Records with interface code
::::::::::
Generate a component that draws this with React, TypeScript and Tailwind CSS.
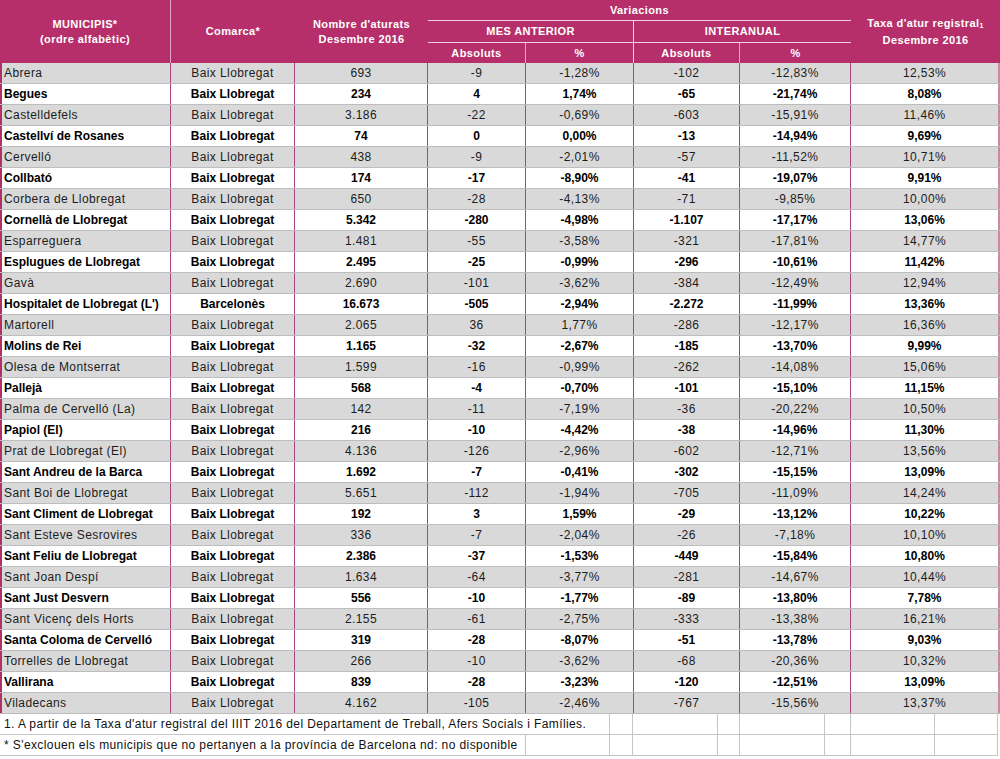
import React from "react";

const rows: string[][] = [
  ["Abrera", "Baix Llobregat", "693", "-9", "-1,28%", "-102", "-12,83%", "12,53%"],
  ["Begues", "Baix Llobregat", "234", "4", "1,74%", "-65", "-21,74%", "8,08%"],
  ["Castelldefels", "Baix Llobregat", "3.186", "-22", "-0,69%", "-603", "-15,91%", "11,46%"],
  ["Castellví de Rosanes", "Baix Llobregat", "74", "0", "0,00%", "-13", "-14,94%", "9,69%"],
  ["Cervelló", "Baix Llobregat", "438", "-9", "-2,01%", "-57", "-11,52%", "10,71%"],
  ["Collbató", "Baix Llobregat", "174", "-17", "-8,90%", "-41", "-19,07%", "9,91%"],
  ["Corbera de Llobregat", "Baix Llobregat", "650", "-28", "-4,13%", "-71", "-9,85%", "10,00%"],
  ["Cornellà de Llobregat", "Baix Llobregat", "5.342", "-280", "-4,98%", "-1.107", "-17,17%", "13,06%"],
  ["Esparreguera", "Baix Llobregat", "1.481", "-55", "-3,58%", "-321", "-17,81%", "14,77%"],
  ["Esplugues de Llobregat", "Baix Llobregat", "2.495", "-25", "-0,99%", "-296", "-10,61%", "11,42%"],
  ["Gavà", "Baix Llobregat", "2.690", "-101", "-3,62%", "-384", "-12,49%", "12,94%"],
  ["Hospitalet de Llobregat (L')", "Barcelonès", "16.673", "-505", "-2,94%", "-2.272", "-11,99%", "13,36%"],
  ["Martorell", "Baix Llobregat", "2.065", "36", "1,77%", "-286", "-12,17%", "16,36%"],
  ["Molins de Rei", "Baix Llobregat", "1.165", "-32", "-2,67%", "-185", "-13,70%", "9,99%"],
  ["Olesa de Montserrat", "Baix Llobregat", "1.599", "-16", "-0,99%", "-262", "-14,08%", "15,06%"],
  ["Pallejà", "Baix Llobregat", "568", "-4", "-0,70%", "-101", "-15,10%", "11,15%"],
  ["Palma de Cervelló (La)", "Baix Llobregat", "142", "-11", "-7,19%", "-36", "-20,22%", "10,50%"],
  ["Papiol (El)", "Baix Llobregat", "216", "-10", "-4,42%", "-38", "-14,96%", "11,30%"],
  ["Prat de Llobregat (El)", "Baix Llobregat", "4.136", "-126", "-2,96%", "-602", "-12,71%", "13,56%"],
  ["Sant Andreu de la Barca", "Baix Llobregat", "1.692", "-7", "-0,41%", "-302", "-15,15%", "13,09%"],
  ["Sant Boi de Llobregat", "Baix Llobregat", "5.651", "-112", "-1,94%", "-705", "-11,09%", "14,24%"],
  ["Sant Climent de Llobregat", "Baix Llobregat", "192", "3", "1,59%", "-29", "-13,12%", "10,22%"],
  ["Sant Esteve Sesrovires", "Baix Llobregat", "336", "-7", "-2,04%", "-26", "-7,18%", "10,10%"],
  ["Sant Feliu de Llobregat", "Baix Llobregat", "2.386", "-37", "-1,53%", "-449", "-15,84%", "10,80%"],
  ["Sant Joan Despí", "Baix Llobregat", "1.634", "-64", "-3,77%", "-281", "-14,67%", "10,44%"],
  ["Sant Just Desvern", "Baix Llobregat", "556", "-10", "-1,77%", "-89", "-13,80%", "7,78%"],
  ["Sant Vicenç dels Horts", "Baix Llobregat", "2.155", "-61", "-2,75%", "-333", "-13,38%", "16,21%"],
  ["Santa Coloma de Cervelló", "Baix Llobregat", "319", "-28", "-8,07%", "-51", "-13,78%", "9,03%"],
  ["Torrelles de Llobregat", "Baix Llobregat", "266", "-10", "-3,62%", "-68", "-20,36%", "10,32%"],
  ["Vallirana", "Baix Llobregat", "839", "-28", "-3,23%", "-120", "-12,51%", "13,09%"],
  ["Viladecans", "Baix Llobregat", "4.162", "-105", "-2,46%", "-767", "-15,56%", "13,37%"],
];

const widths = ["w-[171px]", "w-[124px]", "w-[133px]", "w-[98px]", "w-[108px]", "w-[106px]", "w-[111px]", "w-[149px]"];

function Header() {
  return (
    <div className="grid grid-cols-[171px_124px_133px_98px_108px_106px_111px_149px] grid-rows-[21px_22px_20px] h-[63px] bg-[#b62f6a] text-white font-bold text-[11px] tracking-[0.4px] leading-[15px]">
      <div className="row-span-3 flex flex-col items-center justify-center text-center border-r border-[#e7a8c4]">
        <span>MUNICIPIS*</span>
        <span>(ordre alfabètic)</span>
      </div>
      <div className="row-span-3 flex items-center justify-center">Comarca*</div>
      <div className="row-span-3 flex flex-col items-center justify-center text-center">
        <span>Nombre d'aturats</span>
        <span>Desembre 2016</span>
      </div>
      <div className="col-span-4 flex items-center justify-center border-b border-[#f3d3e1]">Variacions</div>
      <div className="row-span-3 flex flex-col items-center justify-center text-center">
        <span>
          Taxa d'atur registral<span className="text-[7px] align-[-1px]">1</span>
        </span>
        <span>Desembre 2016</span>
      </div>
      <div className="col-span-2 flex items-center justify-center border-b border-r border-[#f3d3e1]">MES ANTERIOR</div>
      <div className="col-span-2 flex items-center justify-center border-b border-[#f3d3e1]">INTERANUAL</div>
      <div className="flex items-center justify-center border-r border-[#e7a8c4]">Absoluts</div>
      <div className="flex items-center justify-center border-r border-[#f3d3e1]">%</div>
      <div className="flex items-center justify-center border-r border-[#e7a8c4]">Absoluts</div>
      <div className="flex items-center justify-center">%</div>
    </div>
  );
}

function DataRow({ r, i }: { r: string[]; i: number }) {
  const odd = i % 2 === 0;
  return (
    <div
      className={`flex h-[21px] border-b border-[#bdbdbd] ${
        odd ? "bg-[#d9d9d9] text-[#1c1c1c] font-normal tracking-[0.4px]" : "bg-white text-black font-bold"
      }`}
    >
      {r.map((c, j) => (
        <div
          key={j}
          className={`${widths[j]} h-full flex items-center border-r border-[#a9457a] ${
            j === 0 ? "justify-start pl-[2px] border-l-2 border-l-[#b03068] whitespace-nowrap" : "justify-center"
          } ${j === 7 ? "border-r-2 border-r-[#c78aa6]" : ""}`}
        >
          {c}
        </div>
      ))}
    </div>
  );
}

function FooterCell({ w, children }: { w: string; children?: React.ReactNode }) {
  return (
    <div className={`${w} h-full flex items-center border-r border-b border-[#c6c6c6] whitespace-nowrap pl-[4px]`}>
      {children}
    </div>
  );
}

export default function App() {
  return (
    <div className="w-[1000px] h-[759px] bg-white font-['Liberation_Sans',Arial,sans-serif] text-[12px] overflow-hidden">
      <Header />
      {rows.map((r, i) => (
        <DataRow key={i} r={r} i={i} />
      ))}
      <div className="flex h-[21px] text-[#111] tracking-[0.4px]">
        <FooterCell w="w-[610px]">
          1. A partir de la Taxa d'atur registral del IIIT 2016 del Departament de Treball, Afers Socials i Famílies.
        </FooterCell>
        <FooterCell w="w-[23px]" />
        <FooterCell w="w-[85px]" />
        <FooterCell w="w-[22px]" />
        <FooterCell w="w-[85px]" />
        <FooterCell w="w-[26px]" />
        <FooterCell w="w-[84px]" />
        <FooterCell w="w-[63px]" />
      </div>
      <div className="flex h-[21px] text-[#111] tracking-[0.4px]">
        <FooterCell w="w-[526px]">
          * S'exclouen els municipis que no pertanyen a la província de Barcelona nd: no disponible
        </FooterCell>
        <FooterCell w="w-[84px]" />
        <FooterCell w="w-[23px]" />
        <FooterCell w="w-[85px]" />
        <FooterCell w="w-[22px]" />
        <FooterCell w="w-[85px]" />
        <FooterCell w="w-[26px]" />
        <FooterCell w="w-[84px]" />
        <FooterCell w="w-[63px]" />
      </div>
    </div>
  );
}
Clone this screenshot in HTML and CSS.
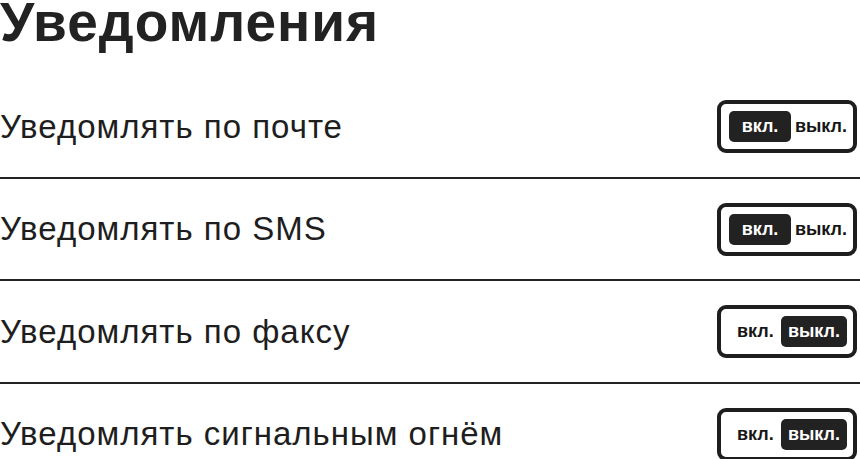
::::::::::
Exercise brief
Starting with the first line of the data above and ending with the line containing "import React from", please restate every line exactly, leaving images out.

Task output
Generate a component that draws this with React, TypeScript and Tailwind CSS.
import React from "react";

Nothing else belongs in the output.